At the funeral someone remembered Meltzer saying that when he became an anarchist he had been "a young man in a movement of old people". Before he died, he said he was a "young man in a movement of young people".
At Celestial Gardens, an appropriate sounding suburban cul-de-sac where Meltzer lived out his last days, the crowd gathering last week seemed about as at home in their surroundings as an anarcho-syndicalist conference in Weston-super-Mare. Which, as it turned out, was where Albert Meltzer died, still in full flow.
In speaking of the Albert they knew in the Seventies at that commune in Berlin or when they worked with him on Black Flag, the anarchist newspaper he set up and which is still running today, they also remembered their movement's past and looked to the future.
Not all, of course, were anarchists. In Meltzer's busy and varied life, he had many jobs and had worked with many different people. He was a fairground promoter, tailor, lorry driver and even worked on the Daily Telegraph as a copytaker. His part as an extra in the 1941 anti-Nazi film Pimpernel Smith was shown at his funeral and the stand-up comedian, Noel James, was a personal request from Meltzer because he had once sold jokes to make a living.
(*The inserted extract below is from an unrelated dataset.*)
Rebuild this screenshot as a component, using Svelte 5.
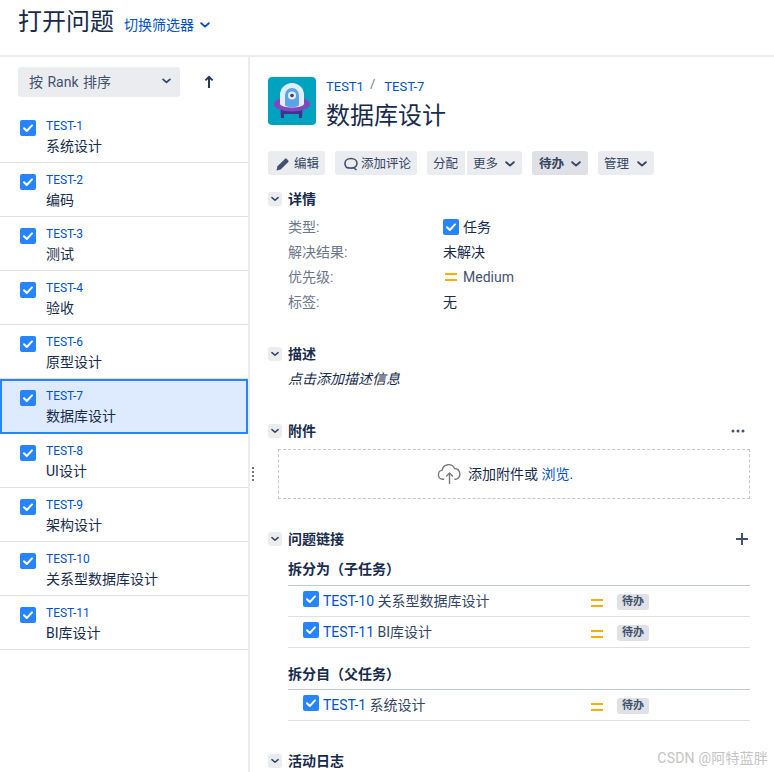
<script>
  const issues = [
    { key: 'TEST-1', name: '系统设计' },
    { key: 'TEST-2', name: '编码' },
    { key: 'TEST-3', name: '测试' },
    { key: 'TEST-4', name: '验收' },
    { key: 'TEST-6', name: '原型设计' },
    { key: 'TEST-7', name: '数据库设计', active: true },
    { key: 'TEST-8', name: 'UI设计' },
    { key: 'TEST-9', name: '架构设计' },
    { key: 'TEST-10', name: '关系型数据库设计' },
    { key: 'TEST-11', name: 'BI库设计' }
  ];
  const children = [
    { key: 'TEST-10', name: '关系型数据库设计' },
    { key: 'TEST-11', name: 'BI库设计' }
  ];
  const parents = [{ key: 'TEST-1', name: '系统设计' }];
</script>

{#snippet check()}
  <svg class="check" viewBox="0 0 16 16"><rect width="16" height="16" rx="2" fill="#2684ff"/><path d="M4 8.200l2.800 2.800L12 5.400" fill="none" stroke="#fff" stroke-width="2" stroke-linecap="round" stroke-linejoin="round"/></svg>
{/snippet}
{#snippet chev()}
  <svg class="chev" viewBox="0 0 10 6"><path d="M1.200 1.200L5 4.600l3.800-3.400" fill="none" stroke="currentColor" stroke-width="1.900" stroke-linecap="round" stroke-linejoin="round"/></svg>
{/snippet}
{#snippet prio()}
  <svg class="prio" viewBox="0 0 12 10"><path d="M0 2h12M0 8h12" stroke="#ffab00" stroke-width="2"/></svg>
{/snippet}
{#snippet heading(title)}
  <h3 class="sec-head"><span class="toggle">{@render chev()}</span>{title}</h3>
{/snippet}
{#snippet linkRow(item)}
  <li class="link-row">
    {@render check()}
    <span class="link-text"><a href="#top">{item.key}</a> {item.name}</span>
    {@render prio()}
    <span class="badge">待办</span>
  </li>
{/snippet}

<div class="page">
  <header class="top">
    <h1>打开问题</h1>
    <a class="filter" href="#top">切换筛选器 {@render chev()}</a>
  </header>

  <div class="body">
    <aside class="side">
      <div class="sort-row">
        <button class="sort">按 Rank 排序 {@render chev()}</button>
        <svg class="up" viewBox="0 0 12 14"><path d="M6 13V2M2.400 5.400L6 1.800l3.600 3.600" fill="none" stroke="#253858" stroke-width="2"/></svg>
      </div>
      <ul class="issues">
        {#each issues as it}
          <li class="issue" class:active={it.active}>
            {@render check()}
            <div>
              <a class="key" href="#top">{it.key}</a>
              <div class="name">{it.name}</div>
            </div>
          </li>
        {/each}
      </ul>
    </aside>

    <main class="main">
      <div class="title-row">
        <svg class="avatar" viewBox="0 0 48 48">
          <rect width="48" height="48" rx="4" fill="#00a3bf"/>
          <path d="M12.500 32h3.500v9h-3zM31 32h3.500l-.5 9h-3z" fill="#403294"/>
          <path d="M14 33h20v4H14z" fill="#403294"/>
          <ellipse cx="24" cy="27" rx="18.300" ry="7.500" fill="#8048c0"/>
          <path d="M12 27V18a12 12 0 0 1 24 0v9a12 3.500 0 0 1-24 0z" fill="#e3eefc"/>
          <path d="M17 28V18a7 7 0 0 1 14 0v10a7 2 0 0 1-14 0z" fill="#5ba4e6"/>
          <circle cx="24" cy="18.500" r="4" fill="#e3eefc"/>
          <circle cx="24" cy="18.500" r="1.800" fill="#403294"/>
        </svg>
        <div>
          <div class="crumbs"><a href="#top">TEST1</a><span class="sep">/</span><a href="#top">TEST-7</a></div>
          <h2>数据库设计</h2>
        </div>
      </div>

      <div class="toolbar">
        <button class="btn e">
          <svg viewBox="0 0 16 16" class="ico"><path d="M1.500 14.500l1-4.200 7.600-7.600a1 1 0 0 1 1.400 0l1.800 1.800a1 1 0 0 1 0 1.400l-7.600 7.600z" fill="#42526e"/></svg>编辑
        </button>
        <button class="btn c">
          <svg viewBox="0 0 16 16" class="ico"><path d="M8 2.500c3.400 0 6 2 6 4.800s-2.600 4.800-6 4.800c-.9 0-1.700-.1-2.400-.4C3 12.500 2.600 10 2.400 9.600 2.100 8.900 2 8.100 2 7.300 2 4.500 4.600 2.500 8 2.500z" fill="none" stroke="#42526e" stroke-width="1.600"/><path d="M11 12l2.500 2" stroke="#42526e" stroke-width="1.600"/></svg>添加评论
        </button>
        <div class="pair">
          <button class="btn assign">分配</button>
          <button class="btn more">更多 {@render chev()}</button>
        </div>
        <button class="btn todo">待办 {@render chev()}</button>
        <button class="btn manage">管理 {@render chev()}</button>
      </div>

      <section class="details">
        {@render heading('详情')}
        <dl>
          <dt>类型:</dt><dd>{@render check()}任务</dd>
          <dt>解决结果:</dt><dd>未解决</dd>
          <dt>优先级:</dt><dd>{@render prio()}<span class="medium">Medium</span></dd>
          <dt>标签:</dt><dd>无</dd>
        </dl>
      </section>

      <section class="desc">
        {@render heading('描述')}
        <p class="hint">点击添加描述信息</p>
      </section>

      <section class="attach">
        <div class="head-row">
          {@render heading('附件')}
          <svg class="dots" viewBox="0 0 14 4"><circle cx="2" cy="2" r="1.500"/><circle cx="7" cy="2" r="1.500"/><circle cx="12" cy="2" r="1.500"/></svg>
        </div>
        <div class="drop">
          <svg class="cloud" viewBox="0 0 26 24"><path d="M7.500 17.500H6a4.800 4.800 0 0 1-.6-9.500A6.800 6.800 0 0 1 18.300 6.300 5.700 5.700 0 0 1 19.500 17.500H18" fill="none" stroke="#7a7a7a" stroke-width="1.400"/><path d="M13 22.500V11.500M9.500 14.500l3.500-3.500 3.500 3.500" fill="none" stroke="#7a7a7a" stroke-width="1.400"/></svg>
          <span>添加附件或 <a href="#top">浏览</a>.</span>
        </div>
      </section>

      <section class="links">
        <div class="head-row">
          {@render heading('问题链接')}
          <svg class="plus" viewBox="0 0 12 12"><path d="M6 0v12M0 6h12" stroke="#42526e" stroke-width="2"/></svg>
        </div>
        <h4>拆分为（子任务）</h4>
        <ul class="link-list">{#each children as c}{@render linkRow(c)}{/each}</ul>
        <h4 class="second">拆分自（父任务）</h4>
        <ul class="link-list">{#each parents as p}{@render linkRow(p)}{/each}</ul>
      </section>

      <section class="log">
        {@render heading('活动日志')}
      </section>
    </main>
  </div>

  <span class="grip"></span>
  <span class="mark">CSDN @阿特蓝胖</span>
</div>

<style>
  :global(body) { margin: 0; background: #fff; }
  .page {
    position: relative;
    height: 772px;
    overflow: hidden;
    font: 14px/20px Roboto, "Noto Sans CJK SC", sans-serif;
    color: #172b4d;
  }
  a { color: #0052cc; text-decoration: none; }
  ul { list-style: none; margin: 0; padding: 0; }
  button { font: inherit; border: 0; padding: 0; }
  h1, h2, h3, h4, p, dl, dd { margin: 0; }
  .check { width: 16px; height: 16px; flex: none; }
  .chev { width: 10px; height: 6px; flex: none; }
  .prio { width: 12px; height: 10px; flex: none; }

  .top {
    box-sizing: border-box;
    padding: 6px 18px 0;
    display: flex;
    align-items: flex-start;
    gap: 10px;
    border-bottom: 2px solid #ebecf0;
    height: 57px;
  }
  h1 { font-size: 24px; line-height: 32px; font-weight: 400; }
  .filter { font-size: 14px; line-height: 20px; margin-top: 9px; display: flex; align-items: center; gap: 4px; }
  .filter .chev { margin-left: 2px; }

  .body { display: flex; height: 715px; }
  .side { width: 248px; flex: none; border-right: 2px solid #ebecf0; }
  .sort-row { display: flex; align-items: center; padding: 10px 0 11.500px 18px; }
  .sort {
    width: 162px; height: 30px; border-radius: 3px; background: #ebecf0; color: #42526e;
    display: flex; align-items: center; justify-content: space-between;
    padding: 0 9px 0 11px; box-sizing: border-box; font-size: 14px; word-spacing: 1px;
  }
  .sort .chev { color: #344563; margin-top: -2px; width: 9px; }
  .up { width: 12px; height: 14px; margin-left: 23px; }

  .issue {
    display: flex; gap: 10px; box-sizing: border-box; height: 54.200px;
    padding: 9px 0 0 20px; border-bottom: 1px solid #dfe1e6;
  }
  .issue .check { margin-top: 2px; }
  .key { display: block; font-size: 12px; line-height: 16px; }
  .name { font-size: 14px; line-height: 20px; margin-top: 2px; }
  .issue.active {
    background: #deebff; border: 2px solid #2684ff; padding: 7px 0 0 18px;
  }

  .main { flex: 1; padding: 20px 24px 0 18px; min-width: 0; }
  .title-row { display: flex; gap: 10px; }
  .avatar { width: 48px; height: 48px; flex: none; }
  .crumbs { font-size: 13px; line-height: 20px; display: flex; }
  .sep { color: #6b778c; margin: -3px 9px 0 6px; font-size: 13px; }
  h2 { font-size: 24px; line-height: 34px; font-weight: 400; margin-top: 2px; color: #172b4d; }

  .toolbar { display: flex; gap: 10px; margin-top: 18px; }
  .btn {
    height: 24px; border-radius: 3px; background: #ebecf0; color: #344563; font-size: 12.500px; line-height: 24px;
    display: flex; align-items: center; box-sizing: border-box; padding-top: 1px;
  }
  .ico { width: 16px; height: 16px; flex: none; }
  .e { width: 57px; padding-left: 7px; gap: 3px; }
  .c { width: 82px; padding-left: 8px; gap: 2px; }
  .pair { display: flex; gap: 2px; }
  .assign { width: 38px; padding-left: 6px; border-radius: 3px 0 0 3px; }
  .more { width: 55px; padding-left: 6px; justify-content: space-between; padding-right: 7px; border-radius: 0 3px 3px 0; }
  .todo { width: 56px; padding-left: 7px; padding-right: 7px; justify-content: space-between; background: #dfe1e6; font-weight: 700; }
  .manage { width: 56px; padding-left: 6px; padding-right: 7px; justify-content: space-between; }

  .sec-head {
    display: flex; align-items: center; gap: 6px; font-size: 14px; line-height: 20px; font-weight: 700; color: #172b4d;
  }
  .toggle {
    width: 14px; height: 14px; border-radius: 3px; background: #ebecf0; color: #344563;
    display: flex; align-items: center; justify-content: center;
  }
  .toggle .chev { width: 8px; }

  .details { margin-top: 14px; }
  dl {
    display: grid; grid-template-columns: 155px 1fr; grid-auto-rows: 25px; margin: 5px 0 0 20px; align-items: center;
  }
  dt { color: #6b778c; }
  dd { display: flex; align-items: center; gap: 4px; }
  dd .prio { margin: 0 2px 0 2px; }
  .medium { color: #42526e; }

  .desc { margin-top: 30px; }
  .hint { margin: 5px 0 0 20px; font-style: italic; color: #172b4d; }

  .attach { margin-top: 32px; }
  .head-row { display: flex; justify-content: space-between; align-items: center; }
  .dots { width: 14px; height: 4px; fill: #42526e; margin-right: 5px; }
  .drop {
    margin: 8px 0 0 10px; border: 1px dashed #c1c7d0; box-sizing: border-box; height: 50px; padding-right: 17px;
    display: flex; align-items: center; justify-content: center; gap: 6px; color: #172b4d;
  }
  .cloud { width: 25px; height: 24px; margin-left: -1px; }

  .links { margin-top: 30px; }
  .plus { width: 12px; height: 12px; margin-right: 2px; }
  h4 {
    font-size: 14px; line-height: 18px; font-weight: 700; margin: 11px 0 0 20px; padding-bottom: 7px;
    border-bottom: 1px solid #c1c7d0;
  }
  h4.second { margin-top: 16px; padding-top: 1px; padding-bottom: 6px; }
  .link-list { margin-left: 20px; }
  .link-row {
    display: flex; align-items: flex-start; height: 31px; box-sizing: border-box; border-bottom: 1px solid #dfe1e6; padding: 5px 0 0 15px;
  }
  .link-row .check { margin-right: 4px; }
  .link-text { width: 268px; flex: none; line-height: 20px; color: #344563; }
  .link-row .prio { margin: 7px 14px 0 0; }
  .badge {
    background: #dfe1e6; color: #42526e; font-size: 11px; line-height: 16px; font-weight: 700; border-radius: 3px;
    width: 32px; text-align: center; margin-top: 3px;
  }

  .log { margin-top: 30px; }

  .grip {
    position: absolute; left: 252px; top: 467px; width: 2px; height: 14px;
    background: repeating-linear-gradient(#6b778c 0 2px, transparent 2px 4px);
  }
  .mark {
    position: absolute; right: 6px; top: 748px; color: #c4c4c4; font-size: 14px; line-height: 20px; letter-spacing: 0.2px;
  }
</style>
In suburban Lewisham the curious sight of Meltzer's funeral cortege had the net-curtains twitching. First came a glass carriage drawn by two black horses with a jazz band, which played quirky, jokey versions of music- hall classics. Behind, the procession of mourners had all the appearance of a political demonstration: standard bearers holding anarchist flags against the wind, people of all ages dressed in uniform black and red, children zipped into buggies next to Spanish and German veterans recalling the barricades.
The band drew the residents of Lewisham out of their front-doors and the sight of 200 anarchists kept them on the garden path. Blue-rinsed women at bus-stops in the town centre watched open-mouthed. Everyone agreed Albert Meltzer would have found it all a great joke. "If I am wrong and there is a God," he wrote in his autobiography, I Couldn't Paint Golden Angels, "I hope He's got a great sense of humour."